Lumi4 complexes are a new class of fluorescent lanthanide detection reagents whose underlying technology was patented by the Chairman and President of Lumiphore, Prof. Kenneth N. Raymond, and his co-workers at the University of California, Berkeley. The patents on the company's technology relate to a shell that surrounds the lanthanide molecule that enables them to be more efficient FRET donors.
According to company information, the deal with Cisbio falls in line with Lumiphore's intention to "[commercialize] the technology by entering into market-specific alliances with corporate partners."

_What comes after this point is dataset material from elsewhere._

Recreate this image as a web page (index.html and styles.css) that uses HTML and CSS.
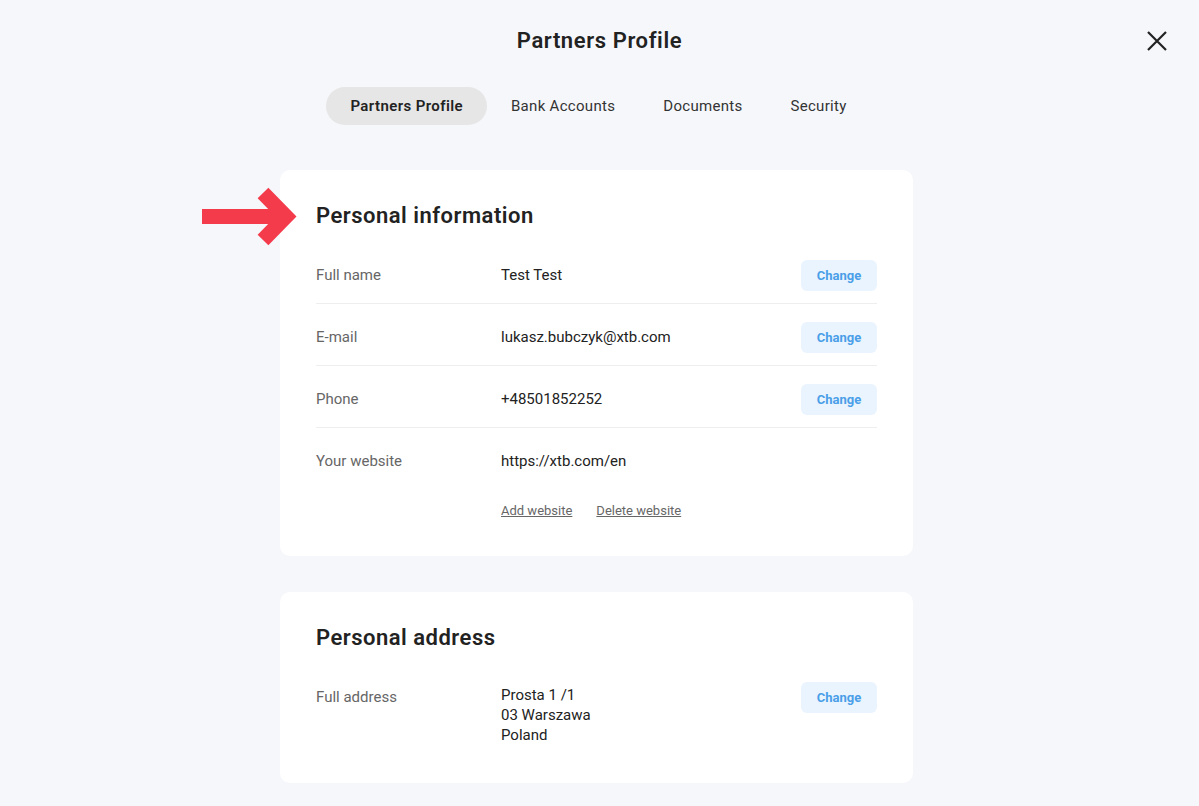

"Cisbio has an extensive HTRF product line and expertise in drug discovery research," says Raymond in a press release announcing the deal. "Our agreement with them validates the capabilities of Lumiphore's technology."
Currently, Degorce notes, there is direct collaboration between the companies to integrate the Lumi4 technology with Cisbio's HTRF.
When that work is completed, perhaps sometime early next year, Degorce believe that HTRF with Lumi4 has the potential to be superior to current GPCR and kinase screening methods.
"Today, GPCRs and kinases represent more than 50 percent of all targets screened," says Degorce. "We are in a phase of transferring the technology, but this should represent a second generation of products where HTRF can be used in high-throughput screening."
With a fluorescence imaging reagent market that Lumiphore estimates at $1 billion and growing annually at greater than 25 percent, it is easy to understand how both companies came together in this development project.